De onde vêm suas ideias? Há um conjunto de hábitos que você cultiva para se manter criativa?
Basicamente de leitura. Estudar o que a área está escrevendo, mas também ler coisas de outras áreas mais gerais (estudo esporte, mas gosto de ler coisas de sociologia, antropologia e história de uma forma geral, porque as considero muito inspiradoras).
O que você acha que mudou no seu processo de escrita ao longo dos anos? O que você diria a si mesma se pudesse voltar à escrita de seus primeiros textos?

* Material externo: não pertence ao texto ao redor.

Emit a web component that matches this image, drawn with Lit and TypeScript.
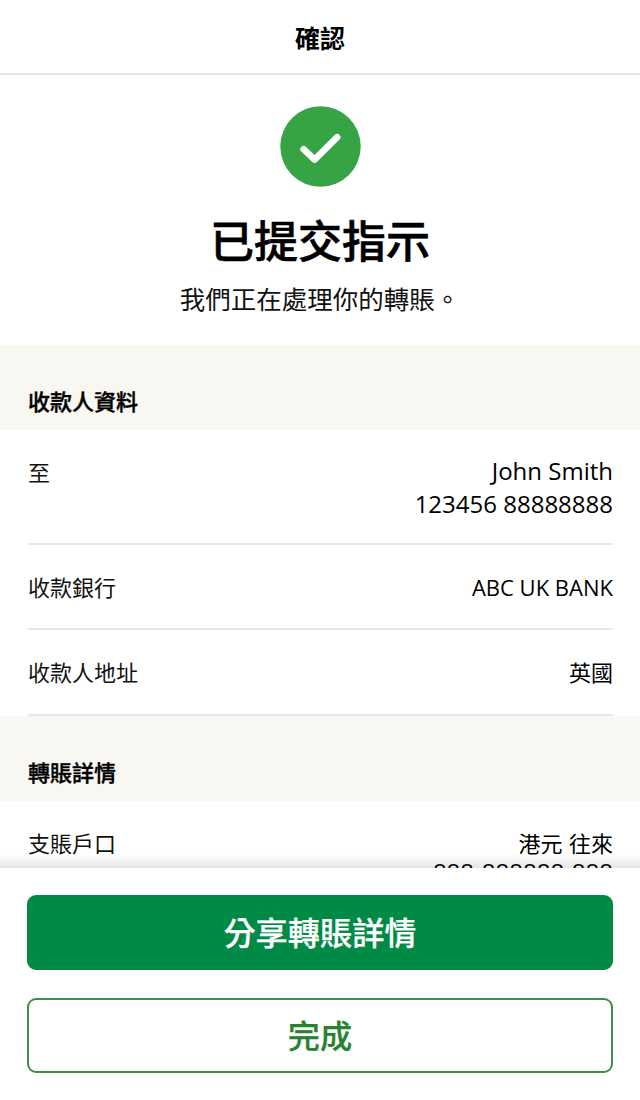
import { LitElement, html, css } from "lit";
import { customElement, property } from "lit/decorators.js";

interface Line {
  text: string;
  kind: "large" | "latin" | "cjk" | "account";
}

interface Row {
  label: string;
  size: "tall" | "regular";
  lines: Line[];
}

interface Section {
  title: string;
  rows: Row[];
}

const SECTIONS: Section[] = [
  {
    title: "收款人資料",
    rows: [
      {
        label: "至",
        size: "tall",
        lines: [
          { text: "John Smith", kind: "large" },
          { text: "123456 88888888", kind: "large" },
        ],
      },
      { label: "收款銀行", size: "regular", lines: [{ text: "ABC UK BANK", kind: "latin" }] },
      { label: "收款人地址", size: "regular", lines: [{ text: "英國", kind: "cjk" }] },
    ],
  },
  {
    title: "轉賬詳情",
    rows: [
      {
        label: "支賬戶口",
        size: "tall",
        lines: [
          { text: "港元 往來", kind: "cjk" },
          { text: "888-888888-888", kind: "account" },
        ],
      },
    ],
  },
];

@customElement("detail-row")
class DetailRow extends LitElement {
  @property({ attribute: false }) row!: Row;

  static styles = css`
    :host {
      display: block;
      padding: 0 27px 0 28px;
    }
    .row {
      display: flex;
      justify-content: space-between;
      box-sizing: border-box;
      padding-top: 25px;
      border-bottom: 2px solid #e6e6e6;
      font-size: 22px;
      line-height: 32px;
      color: #111;
    }
    .regular {
      height: 85.2px;
    }
    .tall {
      height: 115px;
    }
    .values {
      display: flex;
      flex-direction: column;
      align-items: flex-end;
      color: #000;
    }
    .value {
      white-space: nowrap;
    }
    .large,
    .latin,
    .account {
      font-family: "Open Sans", "Noto Sans", sans-serif;
    }
    .large {
      font-size: 24px;
      line-height: 33px;
    }
    .large:first-child {
      margin-top: -1px;
    }
    .latin {
      margin-top: 1px;
    }
    .cjk {
      word-spacing: 1.5px;
    }
    .account {
      font-size: 24px;
      line-height: 28px;
    }
  `;

  render() {
    return html`
      <div class="row ${this.row.size}">
        <div>${this.row.label}</div>
        <div class="values">
          ${this.row.lines.map((l) => html`<div class="value ${l.kind}">${l.text}</div>`)}
        </div>
      </div>
    `;
  }
}

@customElement("app-root")
class AppRoot extends LitElement {
  static styles = css`
    :host {
      display: flex;
      flex-direction: column;
      height: 1100px;
      overflow: hidden;
      background: #fff;
      color: #000;
      font-family: "Noto Sans CJK TC", "Noto Sans CJK HK", sans-serif;
    }
    .header {
      flex: none;
      box-sizing: border-box;
      height: 75px;
      border-bottom: 2px solid #e6e6e6;
      text-align: center;
      font-size: 25px;
      font-weight: 700;
      line-height: 74px;
    }
    .content {
      flex: 1;
      min-height: 0;
      overflow: hidden;
    }
    .hero {
      box-sizing: border-box;
      height: 270px;
      padding-top: 31px;
      display: flex;
      flex-direction: column;
      align-items: center;
    }
    .badge {
      display: block;
      width: 82px;
      height: 82px;
    }
    .title {
      margin: 19px 0 0;
      font-size: 44px;
      font-weight: 500;
      line-height: 64px;
      -webkit-text-stroke: 0.6px currentColor;
    }
    .subtitle {
      margin-top: 9px;
      font-size: 25.5px;
      line-height: 36px;
      color: #111;
    }
    .section-title {
      box-sizing: border-box;
      height: 85.3px;
      margin: 0;
      padding: 39px 28px 0;
      background: #f8f7f1;
      font-size: 22px;
      font-weight: 500;
      line-height: 32px;
      -webkit-text-stroke: 0.4px currentColor;
    }
    .footer {
      flex: none;
      position: relative;
      box-sizing: border-box;
      height: 232px;
      padding: 27px 27px 0;
      display: flex;
      flex-direction: column;
      gap: 28px;
      background: #fff;
    }
    .footer::before {
      content: "";
      position: absolute;
      left: 0;
      right: 0;
      bottom: 100%;
      height: 14px;
      background: linear-gradient(to top, rgba(0, 0, 0, 0.1), rgba(0, 0, 0, 0));
    }
    .button {
      box-sizing: border-box;
      width: 100%;
      height: 75px;
      margin: 0;
      padding: 0 0 3px;
      border: 2px solid #3a9148;
      border-radius: 9px;
      background: #fff;
      color: #26832f;
      font-family: inherit;
      font-size: 32.2px;
      font-weight: 500;
      line-height: 60px;
      text-align: center;
      -webkit-text-stroke: 0.25px currentColor;
    }
    .primary {
      border-color: #008a45;
      background: #008a45;
      color: #fff;
    }
  `;

  render() {
    return html`
      <header class="header">確認</header>
      <main class="content">
        <div class="hero">
          <svg class="badge" viewBox="0 0 82 82" aria-hidden="true">
            <circle cx="41.5" cy="40.5" r="40.2" fill="#36a445" />
            <path
              d="M24.6 43.2 35.6 53.6 58.2 31.2"
              fill="none"
              stroke="#fff"
              stroke-width="6.6"
              stroke-linecap="round"
              stroke-linejoin="round"
            />
          </svg>
          <h1 class="title">已提交指示</h1>
          <div class="subtitle">我們正在處理你的轉賬。</div>
        </div>
        ${SECTIONS.map(
          (s) => html`
            <h2 class="section-title">${s.title}</h2>
            ${s.rows.map((r) => html`<detail-row .row=${r}></detail-row>`)}
          `
        )}
      </main>
      <footer class="footer">
        <button class="button primary">分享轉賬詳情</button>
        <button class="button">完成</button>
      </footer>
    `;
  }
}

O que mais mudou é que agora tenho mais notas para consultar e mais experiências para reunir para começar um texto. Conhecendo-me melhor, sei que essas notas e a organização dessa experiência são as peças chave. Saber disso e ter essas notas ajuda bastante. Deste modo, se tem algo que fui aprendendo com o tempo é que: fichar textos é sempre um tempo bem investido e nenhum texto é perfeito. Por fim, tem um aprendizado que eu tive com um texto do Latour que talvez fosse a coisa que eu mais precisava ouvir na época do mestrado: um texto termina quando você o declara encerrado. Porque o medo de achar que nunca ia terminar a dissertação, aquela sensação de que onde cheguei não é suficiente eram aterrorizantes. Uma outra coisa que eu faria diferente seria circular meu texto antes de ele ficar pronto, porque a leitura de outras pessoas da versão provisória ajudaria muito a que ele avançasse. Essa é uma mensagem que sempre passo as/os minhas/eus orientandas/os hoje em dia: cerquem-se de pessoas amigas e de confiança que possam te confortar, te dar segurança, ler seu texto e ouvir sobre sua pesquisa. Isso ajuda muito.
Que projeto você gostaria de fazer, mas ainda não começou? Que livro você gostaria de ler e ele ainda não existe?
Tenho várias pastinhas de ideias e artigos para ler “paradas”. O que eu queria era ter menos tarefas ordinárias para poder ficar mais obcecada com cada uma delas. Quem sabe com o pós-doutorado eu não consiga viver intensamente algumas dessas pastinhas.